◆ **Written problem**
Filter the entries and keep only the lines where the string "this" appears.
>> Begin Provided material
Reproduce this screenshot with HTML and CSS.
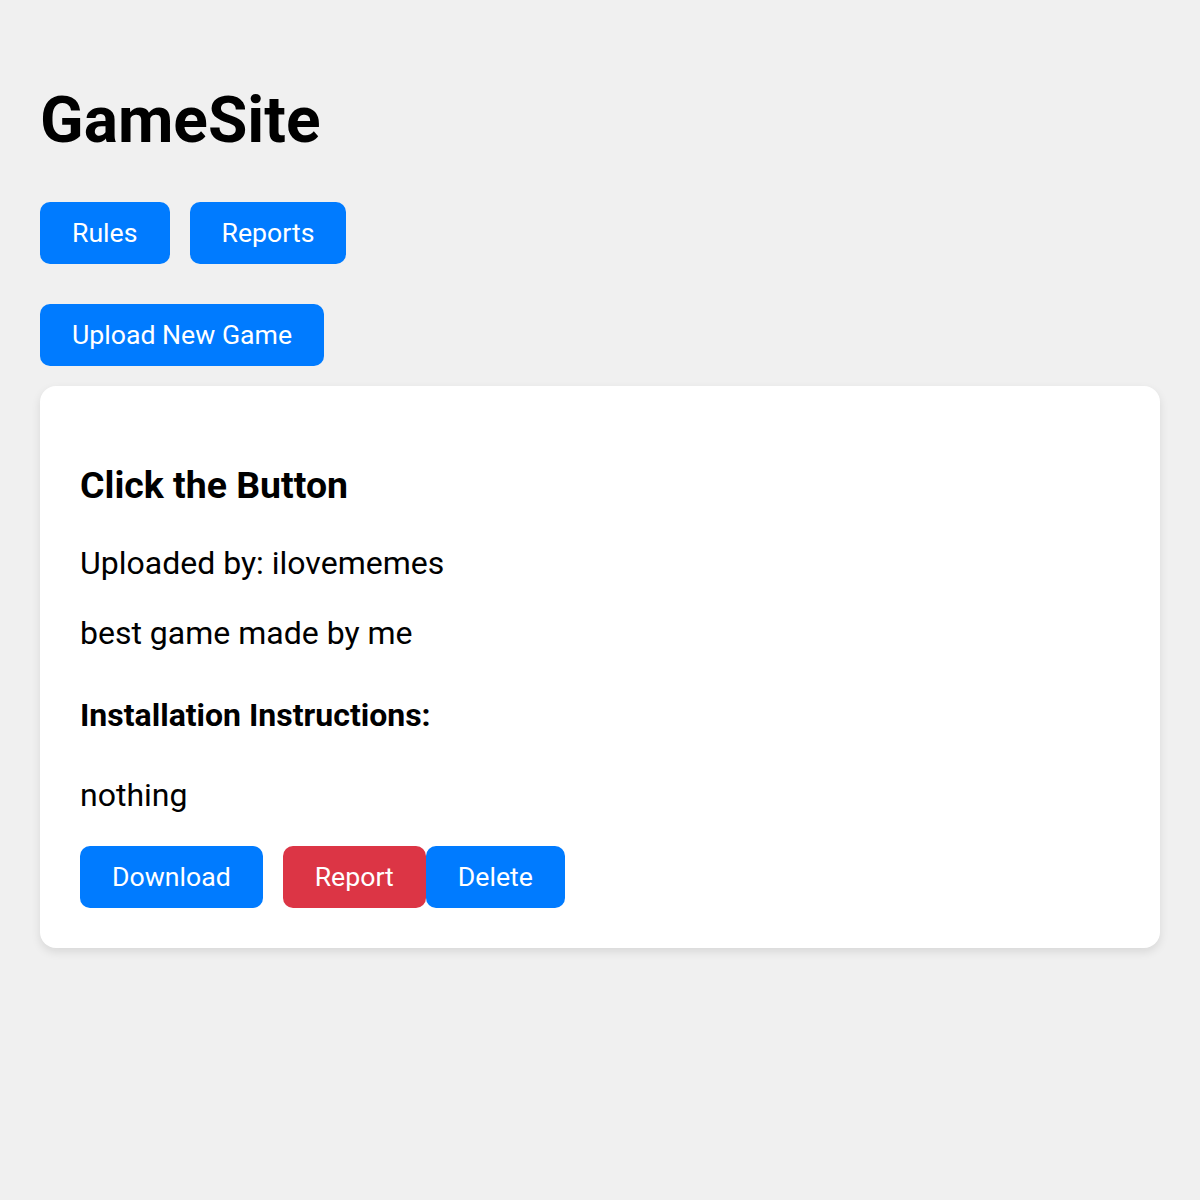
FILE: index.html
```html
<!DOCTYPE html>
<html lang="en">
<head>
  <meta charset="UTF-8" />
  <title>GameSite</title>
  <meta name="viewport" content="width=device-width, initial-scale=1.0" />
  <link rel="stylesheet" href="styles.css">
</head>
<body>
  <h1>GameSite</h1>

  <div class="nav">
    <button>Rules</button>
    <button>Reports</button>
  </div>

  <button class="upload">Upload New Game</button>

  <div class="game">
    <h3>Click the Button</h3>
    <p>Uploaded by: ilovememes</p>
    <p>best game made by me</p>
    <h4>Installation Instructions:</h4>
    <p>nothing</p>
    <div class="actions">
      <button>Download</button>
      <button class="danger">Report</button><button>Delete</button>
    </div>
  </div>
</body>
</html>
```

FILE: styles.css
```css
body {
  margin: 0;
  padding: 40px;
  font-family: Roboto, "Liberation Sans", sans-serif;
  background-color: #f0f0f0;
  color: #000;
}

h1 {
  font-size: 64px;
  margin: 43px 0 44px;
}

button {
  font-family: Roboto, "Liberation Sans", sans-serif;
  font-size: 26.67px;
  line-height: 32px;
  padding: 15px 32px;
  background-color: #007bff;
  color: white;
  border: none;
  border-radius: 10px;
  cursor: pointer;
}

.danger { background-color: #dc3545; }

.nav {
  display: flex;
  gap: 20px;
}

.upload {
  display: block;
  margin: 40px 0 20px;
}

.game {
  background-color: white;
  border-radius: 16px;
  padding: 40px;
  box-shadow: 0 4px 10px rgba(0, 0, 0, 0.1);
}

.game h3 {
  font-size: 37.44px;
  margin: 37.44px 0 36.5px;
}

.game p {
  font-size: 32px;
  margin: 32px 0;
}

.game h4 {
  font-size: 32px;
  margin: 44.5px 0 41.5px;
}

.actions {
  display: flex;
}

.actions button:first-child {
  margin-right: 20px;
}
```
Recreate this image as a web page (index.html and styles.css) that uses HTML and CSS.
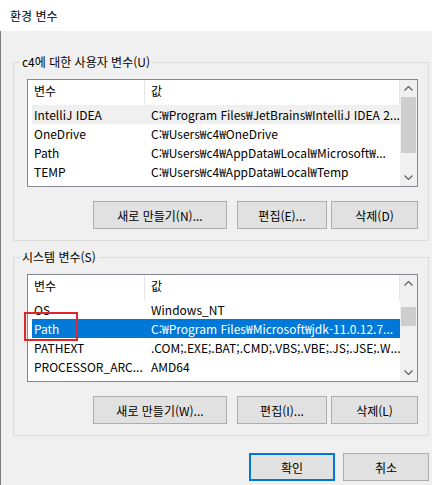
FILE: index.html
```html
<!DOCTYPE html>
<html lang="ko">
<head>
<meta charset="utf-8">
<title>환경 변수</title>
<link rel="stylesheet" href="styles.css">
</head>
<body>
<div class="window">
  <div class="titlebar">환경 변수</div>
  <div class="client">
    <div class="group">
      <div class="group-title">c4에 대한 사용자 변수(U)</div>
      <div class="listbox">
        <div class="list-main">
          <div class="list-header"><div class="hcell name">변수</div><div class="hcell value">값</div></div>
          <div class="row inactive"><span class="cell name">IntelliJ IDEA</span><span class="cell value">C:₩Program Files₩JetBrains₩IntelliJ IDEA 2...</span></div>
          <div class="row"><span class="cell name">OneDrive</span><span class="cell value">C:₩Users₩c4₩OneDrive</span></div>
          <div class="row"><span class="cell name">Path</span><span class="cell value">C:₩Users₩c4₩AppData₩Local₩Microsoft₩...</span></div>
          <div class="row"><span class="cell name">TEMP</span><span class="cell value">C:₩Users₩c4₩AppData₩Local₩Temp</span></div>
          <div class="row"><span class="cell name">TMP</span><span class="cell value">C:₩Users₩c4₩AppData₩Local₩Temp</span></div>
        </div>
        <div class="scrollbar">
          <div class="arrow"><svg width="9" height="5" viewBox="0 0 9 5"><polyline points="0.5,4.5 4.5,0.5 8.5,4.5" fill="none" stroke="#606060" stroke-width="1.2"/></svg></div>
          <div class="track"><div class="thumb" style="margin-top:0px;height:56px"></div></div>
          <div class="arrow"><svg width="9" height="5" viewBox="0 0 9 5"><polyline points="0.5,0.5 4.5,4.5 8.5,0.5" fill="none" stroke="#606060" stroke-width="1.2"/></svg></div>
        </div>
      </div>
      <div class="buttons">
        <button class="btn btn-new">새로 만들기(N)...</button>
        <button class="btn btn-edit">편집(E)...</button>
        <button class="btn btn-del">삭제(D)</button>
      </div>
    </div>

    <div class="group group-system">
      <div class="group-title">시스템 변수(S)</div>
      <div class="listbox">
        <div class="list-main">
          <div class="list-header"><div class="hcell name">변수</div><div class="hcell value">값</div></div>
          <div class="row"><span class="cell name">OS</span><span class="cell value">Windows_NT</span></div>
          <div class="row selected"><span class="cell name">Path</span><span class="cell value">C:₩Program Files₩Microsoft₩jdk-11.0.12.7...</span></div>
          <div class="row"><span class="cell name">PATHEXT</span><span class="cell value">.COM;.EXE;.BAT;.CMD;.VBS;.VBE;.JS;.JSE;.W...</span></div>
          <div class="row"><span class="cell name">PROCESSOR_ARC...</span><span class="cell value">AMD64</span></div>
          <div class="row"><span class="cell name">PROCESSOR_IDE...</span><span class="cell value">Intel64 Family 6 Model 158 Stepping 10, G...</span></div>
        </div>
        <div class="scrollbar">
          <div class="arrow"><svg width="9" height="5" viewBox="0 0 9 5"><polyline points="0.5,4.5 4.5,0.5 8.5,4.5" fill="none" stroke="#606060" stroke-width="1.2"/></svg></div>
          <div class="track"><div class="thumb" style="margin-top:15px;height:19px"></div></div>
          <div class="arrow"><svg width="9" height="5" viewBox="0 0 9 5"><polyline points="0.5,0.5 4.5,4.5 8.5,0.5" fill="none" stroke="#606060" stroke-width="1.2"/></svg></div>
        </div>
        <div class="highlight-box"></div>
      </div>
      <div class="buttons">
        <button class="btn btn-new">새로 만들기(W)...</button>
        <button class="btn btn-edit">편집(I)...</button>
        <button class="btn btn-del">삭제(L)</button>
      </div>
    </div>

    <div class="dialog-buttons">
      <button class="btn btn-dialog btn-default">확인</button>
      <button class="btn btn-dialog">취소</button>
    </div>
  </div>
</div>
</body>
</html>
```

FILE: styles.css
```css
* {
  box-sizing: border-box;
}

html, body {
  margin: 0;
  padding: 0;
}

body {
  width: 432px;
  height: 485px;
  overflow: hidden;
  background: #f0f0f0;
  font-family: "Noto Sans CJK KR", "Noto Sans", sans-serif;
  font-size: 12px;
  color: #000;
}

.window {
  display: flex;
  flex-direction: column;
  height: 485px;
}

.titlebar {
  height: 31px;
  line-height: 31px;
  padding-left: 10px;
  background: #ffffff;
  font-size: 12px;
}

.client {
  flex: 1;
  border-left: 1px solid #7a7a7a;
  padding: 31px 3px 0 12px;
}

.group {
  border: 1px solid #dcdcdc;
  padding: 0 10px 11px 13px;
}

.group-system {
  margin-top: 16px;
}

.group-title {
  width: max-content;
  height: 16px;
  line-height: 16px;
  margin: -9px 0 0 -7px;
  padding: 0 2px;
  background: #f0f0f0;
}

.listbox {
  position: relative;
  display: flex;
  width: 391px;
  height: 108px;
  margin-top: 9px;
  border: 1px solid #828790;
  background: #ffffff;
}

.list-main {
  flex: 1;
  min-width: 0;
  overflow: hidden;
}

.list-header {
  display: flex;
  height: 25px;
}

.hcell {
  height: 25px;
  line-height: 22px;
  padding-left: 6px;
  border-right: 1px solid #e5e5e5;
  white-space: nowrap;
}

.hcell.name {
  width: 117px;
}

.hcell.value {
  flex: 1;
}

.row {
  display: flex;
  height: 19px;
  line-height: 19px;
  margin-left: 4px;
  white-space: nowrap;
}

.cell {
  overflow: hidden;
}

.cell.name {
  flex: none;
  width: 113px;
  padding-left: 2px;
}

.cell.value {
  flex: 1;
  padding-left: 6px;
}

.row.inactive {
  background: #f0f0f0;
}

.row.selected {
  background: #0078d7;
  color: #ffffff;
}

.scrollbar {
  display: flex;
  flex-direction: column;
  width: 17px;
  background: #f0f0f0;
}

.arrow {
  height: 17px;
  display: flex;
  align-items: center;
  justify-content: center;
}

.arrow svg {
  display: block;
}

.track {
  flex: 1;
  padding: 0 1px;
}

.thumb {
  background: #cdcdcd;
}

.highlight-box {
  position: absolute;
  left: -4px;
  top: 37px;
  width: 54px;
  height: 29px;
  border: 2px solid #e0262d;
}

.buttons {
  display: flex;
  justify-content: flex-end;
  margin-top: 14px;
}

.btn {
  height: 28px;
  margin: 0;
  padding: 0;
  border: 1px solid #adadad;
  background: #e1e1e1;
  font-family: "Noto Sans CJK KR", "Noto Sans", sans-serif;
  font-size: 12px;
  color: #000;
  text-align: center;
}

.btn-new {
  width: 134px;
}

.btn-edit {
  width: 90px;
  margin-left: 10px;
}

.btn-del {
  width: 87px;
  margin-left: 4px;
}

.dialog-buttons {
  display: flex;
  justify-content: flex-end;
  gap: 8px;
  margin-top: 17px;
}

.btn-dialog {
  width: 86px;
}

.btn-default {
  border: 2px solid #0078d7;
}
```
>> End Provided material
◆ **Solved problem**
Reproduce this screenshot with HTML and CSS.
Recreate this image as a web page (index.html and styles.css) that uses HTML and CSS.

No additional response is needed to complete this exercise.